▶ OBJECTIVE
In your copy, include every line of the listing below exactly but none of the pictures.

▶ SOURCE EXCERPT
=====

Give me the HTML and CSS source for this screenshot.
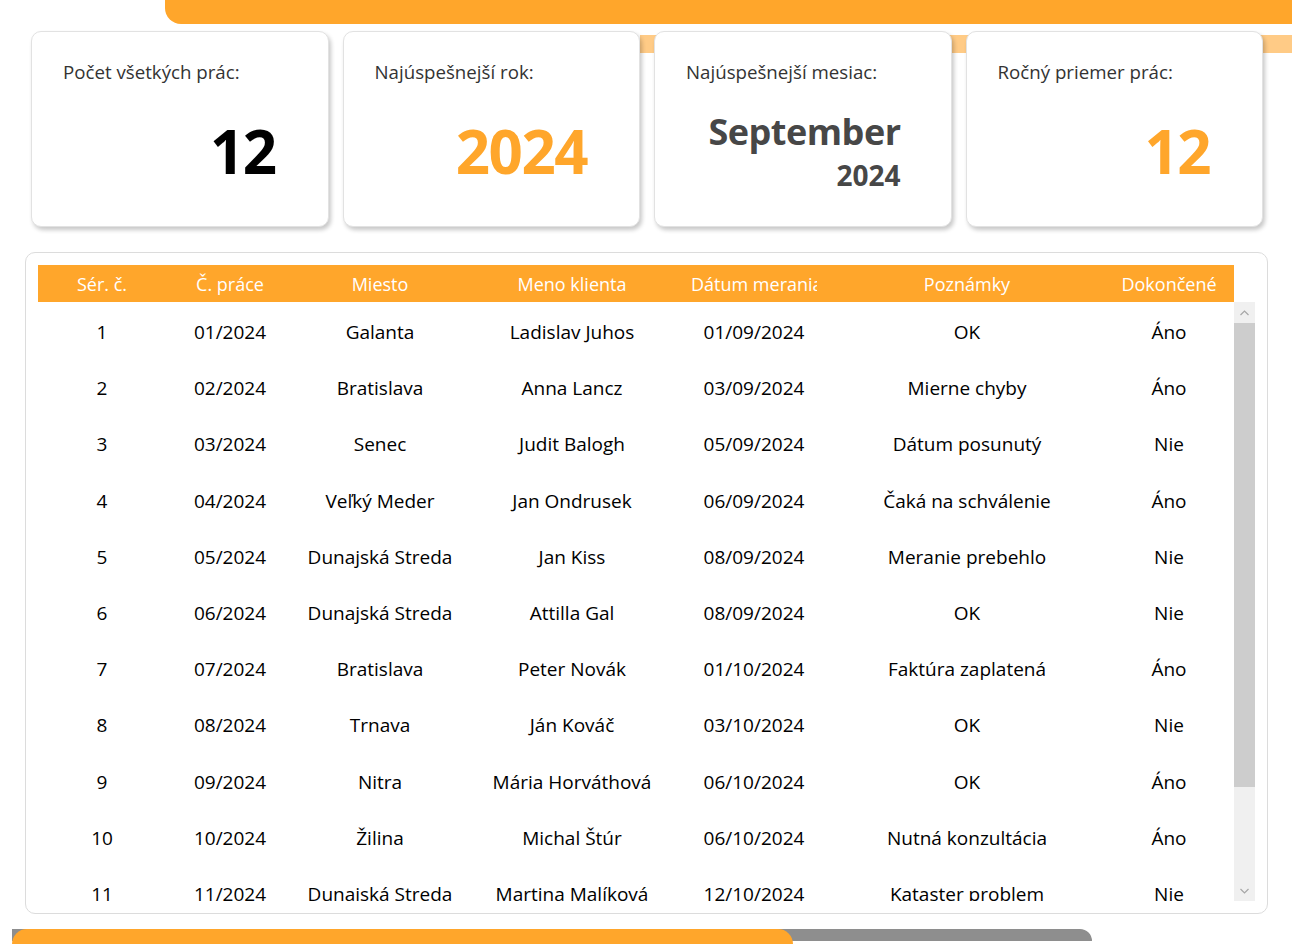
FILE: index.html
```html
<!DOCTYPE html>
<html lang="sk">
<head>
<meta charset="utf-8">
<title>Prehľad prác</title>
<link rel="stylesheet" href="styles.css">
</head>
<body>
<div class="topbar"></div>

<section class="stats">
  <div class="card">
    <div class="card-label">Počet všetkých prác:</div>
    <div class="card-value value-dark">12</div>
  </div>
  <div class="card">
    <div class="card-label">Najúspešnejší rok:</div>
    <div class="card-value value-orange">2024</div>
  </div>
  <div class="card">
    <div class="card-label">Najúspešnejší mesiac:</div>
    <div class="card-month">September</div>
    <div class="card-year">2024</div>
  </div>
  <div class="card">
    <div class="card-label">Ročný priemer prác:</div>
    <div class="card-value value-orange">12</div>
  </div>
</section>

<section class="panel">
  <div class="grid">
    <div class="thead cols">
      <div class="th"><span>Sér. č.</span></div>
      <div class="th"><span>Č. práce</span></div>
      <div class="th"><span>Miesto</span></div>
      <div class="th"><span>Meno klienta</span></div>
      <div class="th"><span>Dátum merania</span></div>
      <div class="th"><span>Poznámky</span></div>
      <div class="th"><span>Dokončené</span></div>
    </div>
    <div class="thead-gap"></div>
    <div class="tbody">
      <div class="row cols"><div>1</div><div>01/2024</div><div>Galanta</div><div>Ladislav Juhos</div><div>01/09/2024</div><div>OK</div><div>Áno</div></div>
      <div class="row cols"><div>2</div><div>02/2024</div><div>Bratislava</div><div>Anna Lancz</div><div>03/09/2024</div><div>Mierne chyby</div><div>Áno</div></div>
      <div class="row cols"><div>3</div><div>03/2024</div><div>Senec</div><div>Judit Balogh</div><div>05/09/2024</div><div>Dátum posunutý</div><div>Nie</div></div>
      <div class="row cols"><div>4</div><div>04/2024</div><div>Veľký Meder</div><div>Jan Ondrusek</div><div>06/09/2024</div><div>Čaká na schválenie</div><div>Áno</div></div>
      <div class="row cols"><div>5</div><div>05/2024</div><div>Dunajská Streda</div><div>Jan Kiss</div><div>08/09/2024</div><div>Meranie prebehlo</div><div>Nie</div></div>
      <div class="row cols"><div>6</div><div>06/2024</div><div>Dunajská Streda</div><div>Attilla Gal</div><div>08/09/2024</div><div>OK</div><div>Nie</div></div>
      <div class="row cols"><div>7</div><div>07/2024</div><div>Bratislava</div><div>Peter Novák</div><div>01/10/2024</div><div>Faktúra zaplatená</div><div>Áno</div></div>
      <div class="row cols"><div>8</div><div>08/2024</div><div>Trnava</div><div>Ján Kováč</div><div>03/10/2024</div><div>OK</div><div>Nie</div></div>
      <div class="row cols"><div>9</div><div>09/2024</div><div>Nitra</div><div>Mária Horváthová</div><div>06/10/2024</div><div>OK</div><div>Áno</div></div>
      <div class="row cols"><div>10</div><div>10/2024</div><div>Žilina</div><div>Michal Štúr</div><div>06/10/2024</div><div>Nutná konzultácia</div><div>Áno</div></div>
      <div class="row cols"><div>11</div><div>11/2024</div><div>Dunajská Streda</div><div>Martina Malíková</div><div>12/10/2024</div><div>Kataster problem</div><div>Nie</div></div>
    </div>
    <div class="scrollbar">
      <div class="sb-btn">
        <svg width="9" height="6" viewBox="0 0 9 6"><path d="M0.5 5 L4.5 1 L8.5 5" fill="none" stroke="#a6a6a6" stroke-width="1.2"/></svg>
      </div>
      <div class="sb-track"><div class="sb-thumb"></div></div>
      <div class="sb-btn">
        <svg width="9" height="6" viewBox="0 0 9 6"><path d="M0.5 1 L4.5 5 L8.5 1" fill="none" stroke="#a6a6a6" stroke-width="1.2"/></svg>
      </div>
    </div>
  </div>
</section>

<div class="progress">
  <div class="progress-track"></div>
  <div class="progress-fill"></div>
</div>
</body>
</html>
```

FILE: styles.css
```css
html, body {
  margin: 0;
  padding: 0;
  background: #ffffff;
}

body {
  width: 1292px;
  height: 944px;
  overflow: hidden;
  font-family: "Open Sans", "Noto Sans", "Liberation Sans", sans-serif;
  color: #000;
}

.topbar {
  margin-left: 165px;
  height: 24px;
  background: #ffa62b;
  border-bottom-left-radius: 16px;
}

/* ---------- stat cards ---------- */
.stats {
  position: relative;
  display: grid;
  grid-template-columns: repeat(4, 1fr);
  gap: 14px;
  margin: 7px 29px 0 31px;
}

.stats::before {
  content: "";
  position: absolute;
  left: 609px;
  right: -29px;
  top: 4px;
  height: 18px;
  background: #ffcb86;
}

.card {
  position: relative;
  height: 196px;
  box-sizing: border-box;
  background: #fff;
  border: 1px solid #e2e2e2;
  border-radius: 10px;
  box-shadow: 2px 3px 4px rgba(0, 0, 0, 0.22);
  padding: 27px 53px 0 31px;
  display: flex;
  flex-direction: column;
}

.card-label {
  font-size: 18.7px;
  line-height: 26px;
  color: #333;
  white-space: nowrap;
}

.card-value {
  margin-top: 31px;
  margin-right: -1px;
  text-align: right;
  font-weight: 700;
  font-size: 60px;
  line-height: 70px;
  letter-spacing: -1.5px;
}

.value-dark { color: #000; }
.value-orange { color: #ffa62b; }

.card-month {
  margin-top: 25px;
  margin-right: -3px;
  text-align: right;
  font-weight: 700;
  font-size: 36px;
  line-height: 44px;
  color: #474747;
  letter-spacing: -0.5px;
}

.card-year {
  margin-top: 5px;
  margin-right: -3px;
  text-align: right;
  font-weight: 700;
  font-size: 28px;
  line-height: 32px;
  color: #474747;
}

/* ---------- table panel ---------- */
.panel {
  margin: 25px 24px 0 25px;
  height: 662px;
  box-sizing: border-box;
  border: 1px solid #dcdcdc;
  border-radius: 10px;
  padding: 12px;
}

.grid {
  display: grid;
  grid-template-columns: 1196px 21px;
  grid-template-rows: 37px 599px;
}

.cols {
  display: grid;
  grid-template-columns: 128px 128px 172px 212px 152px 274px 130px;
  align-items: center;
  text-align: center;
}

.thead {
  background: #ffa62b;
  color: #fff;
  font-size: 18px;
}

.th {
  padding: 0 13px;
  white-space: nowrap;
}

.th span {
  display: block;
  overflow: hidden;
}

.tbody {
  overflow: hidden;
  padding-top: 2px;
  font-size: 19px;
  color: #000;
}

.row {
  height: 56.2px;
  white-space: nowrap;
}

.scrollbar {
  background: #f0f0f0;
  display: flex;
  flex-direction: column;
}

.sb-btn {
  height: 21px;
  display: flex;
  align-items: center;
  justify-content: center;
}

.sb-track {
  flex: 1;
}

.sb-thumb {
  height: 464px;
  background: #cdcdcd;
}

/* ---------- bottom progress ---------- */
.progress {
  position: relative;
  margin: 15px 0 0 12px;
  width: 1080px;
  height: 20px;
}

.progress-track {
  margin-top: 8px;
  height: 12px;
  background: #8e8e8e;
  border-top-right-radius: 14px;
}

.progress-fill {
  position: absolute;
  left: 0;
  top: 0;
  width: 781px;
  height: 20px;
  background: #ffa62b;
  border-top-left-radius: 15px;
  border-top-right-radius: 15px;
}
```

=====

▶ FINAL ANSWER
Give me the HTML and CSS source for this screenshot.
FILE: index.html
```html
<!DOCTYPE html>
<html lang="sk">
<head>
<meta charset="utf-8">
<title>Prehľad prác</title>
<link rel="stylesheet" href="styles.css">
</head>
<body>
<div class="topbar"></div>

<section class="stats">
  <div class="card">
    <div class="card-label">Počet všetkých prác:</div>
    <div class="card-value value-dark">12</div>
  </div>
  <div class="card">
    <div class="card-label">Najúspešnejší rok:</div>
    <div class="card-value value-orange">2024</div>
  </div>
  <div class="card">
    <div class="card-label">Najúspešnejší mesiac:</div>
    <div class="card-month">September</div>
    <div class="card-year">2024</div>
  </div>
  <div class="card">
    <div class="card-label">Ročný priemer prác:</div>
    <div class="card-value value-orange">12</div>
  </div>
</section>

<section class="panel">
  <div class="grid">
    <div class="thead cols">
      <div class="th"><span>Sér. č.</span></div>
      <div class="th"><span>Č. práce</span></div>
      <div class="th"><span>Miesto</span></div>
      <div class="th"><span>Meno klienta</span></div>
      <div class="th"><span>Dátum merania</span></div>
      <div class="th"><span>Poznámky</span></div>
      <div class="th"><span>Dokončené</span></div>
    </div>
    <div class="thead-gap"></div>
    <div class="tbody">
      <div class="row cols"><div>1</div><div>01/2024</div><div>Galanta</div><div>Ladislav Juhos</div><div>01/09/2024</div><div>OK</div><div>Áno</div></div>
      <div class="row cols"><div>2</div><div>02/2024</div><div>Bratislava</div><div>Anna Lancz</div><div>03/09/2024</div><div>Mierne chyby</div><div>Áno</div></div>
      <div class="row cols"><div>3</div><div>03/2024</div><div>Senec</div><div>Judit Balogh</div><div>05/09/2024</div><div>Dátum posunutý</div><div>Nie</div></div>
      <div class="row cols"><div>4</div><div>04/2024</div><div>Veľký Meder</div><div>Jan Ondrusek</div><div>06/09/2024</div><div>Čaká na schválenie</div><div>Áno</div></div>
      <div class="row cols"><div>5</div><div>05/2024</div><div>Dunajská Streda</div><div>Jan Kiss</div><div>08/09/2024</div><div>Meranie prebehlo</div><div>Nie</div></div>
      <div class="row cols"><div>6</div><div>06/2024</div><div>Dunajská Streda</div><div>Attilla Gal</div><div>08/09/2024</div><div>OK</div><div>Nie</div></div>
      <div class="row cols"><div>7</div><div>07/2024</div><div>Bratislava</div><div>Peter Novák</div><div>01/10/2024</div><div>Faktúra zaplatená</div><div>Áno</div></div>
      <div class="row cols"><div>8</div><div>08/2024</div><div>Trnava</div><div>Ján Kováč</div><div>03/10/2024</div><div>OK</div><div>Nie</div></div>
      <div class="row cols"><div>9</div><div>09/2024</div><div>Nitra</div><div>Mária Horváthová</div><div>06/10/2024</div><div>OK</div><div>Áno</div></div>
      <div class="row cols"><div>10</div><div>10/2024</div><div>Žilina</div><div>Michal Štúr</div><div>06/10/2024</div><div>Nutná konzultácia</div><div>Áno</div></div>
      <div class="row cols"><div>11</div><div>11/2024</div><div>Dunajská Streda</div><div>Martina Malíková</div><div>12/10/2024</div><div>Kataster problem</div><div>Nie</div></div>
    </div>
    <div class="scrollbar">
      <div class="sb-btn">
        <svg width="9" height="6" viewBox="0 0 9 6"><path d="M0.5 5 L4.5 1 L8.5 5" fill="none" stroke="#a6a6a6" stroke-width="1.2"/></svg>
      </div>
      <div class="sb-track"><div class="sb-thumb"></div></div>
      <div class="sb-btn">
        <svg width="9" height="6" viewBox="0 0 9 6"><path d="M0.5 1 L4.5 5 L8.5 1" fill="none" stroke="#a6a6a6" stroke-width="1.2"/></svg>
      </div>
    </div>
  </div>
</section>

<div class="progress">
  <div class="progress-track"></div>
  <div class="progress-fill"></div>
</div>
</body>
</html>
```

FILE: styles.css
```css
html, body {
  margin: 0;
  padding: 0;
  background: #ffffff;
}

body {
  width: 1292px;
  height: 944px;
  overflow: hidden;
  font-family: "Open Sans", "Noto Sans", "Liberation Sans", sans-serif;
  color: #000;
}

.topbar {
  margin-left: 165px;
  height: 24px;
  background: #ffa62b;
  border-bottom-left-radius: 16px;
}

/* ---------- stat cards ---------- */
.stats {
  position: relative;
  display: grid;
  grid-template-columns: repeat(4, 1fr);
  gap: 14px;
  margin: 7px 29px 0 31px;
}

.stats::before {
  content: "";
  position: absolute;
  left: 609px;
  right: -29px;
  top: 4px;
  height: 18px;
  background: #ffcb86;
}

.card {
  position: relative;
  height: 196px;
  box-sizing: border-box;
  background: #fff;
  border: 1px solid #e2e2e2;
  border-radius: 10px;
  box-shadow: 2px 3px 4px rgba(0, 0, 0, 0.22);
  padding: 27px 53px 0 31px;
  display: flex;
  flex-direction: column;
}

.card-label {
  font-size: 18.7px;
  line-height: 26px;
  color: #333;
  white-space: nowrap;
}

.card-value {
  margin-top: 31px;
  margin-right: -1px;
  text-align: right;
  font-weight: 700;
  font-size: 60px;
  line-height: 70px;
  letter-spacing: -1.5px;
}

.value-dark { color: #000; }
.value-orange { color: #ffa62b; }

.card-month {
  margin-top: 25px;
  margin-right: -3px;
  text-align: right;
  font-weight: 700;
  font-size: 36px;
  line-height: 44px;
  color: #474747;
  letter-spacing: -0.5px;
}

.card-year {
  margin-top: 5px;
  margin-right: -3px;
  text-align: right;
  font-weight: 700;
  font-size: 28px;
  line-height: 32px;
  color: #474747;
}

/* ---------- table panel ---------- */
.panel {
  margin: 25px 24px 0 25px;
  height: 662px;
  box-sizing: border-box;
  border: 1px solid #dcdcdc;
  border-radius: 10px;
  padding: 12px;
}

.grid {
  display: grid;
  grid-template-columns: 1196px 21px;
  grid-template-rows: 37px 599px;
}

.cols {
  display: grid;
  grid-template-columns: 128px 128px 172px 212px 152px 274px 130px;
  align-items: center;
  text-align: center;
}

.thead {
  background: #ffa62b;
  color: #fff;
  font-size: 18px;
}

.th {
  padding: 0 13px;
  white-space: nowrap;
}

.th span {
  display: block;
  overflow: hidden;
}

.tbody {
  overflow: hidden;
  padding-top: 2px;
  font-size: 19px;
  color: #000;
}

.row {
  height: 56.2px;
  white-space: nowrap;
}

.scrollbar {
  background: #f0f0f0;
  display: flex;
  flex-direction: column;
}

.sb-btn {
  height: 21px;
  display: flex;
  align-items: center;
  justify-content: center;
}

.sb-track {
  flex: 1;
}

.sb-thumb {
  height: 464px;
  background: #cdcdcd;
}

/* ---------- bottom progress ---------- */
.progress {
  position: relative;
  margin: 15px 0 0 12px;
  width: 1080px;
  height: 20px;
}

.progress-track {
  margin-top: 8px;
  height: 12px;
  background: #8e8e8e;
  border-top-right-radius: 14px;
}

.progress-fill {
  position: absolute;
  left: 0;
  top: 0;
  width: 781px;
  height: 20px;
  background: #ffa62b;
  border-top-left-radius: 15px;
  border-top-right-radius: 15px;
}
```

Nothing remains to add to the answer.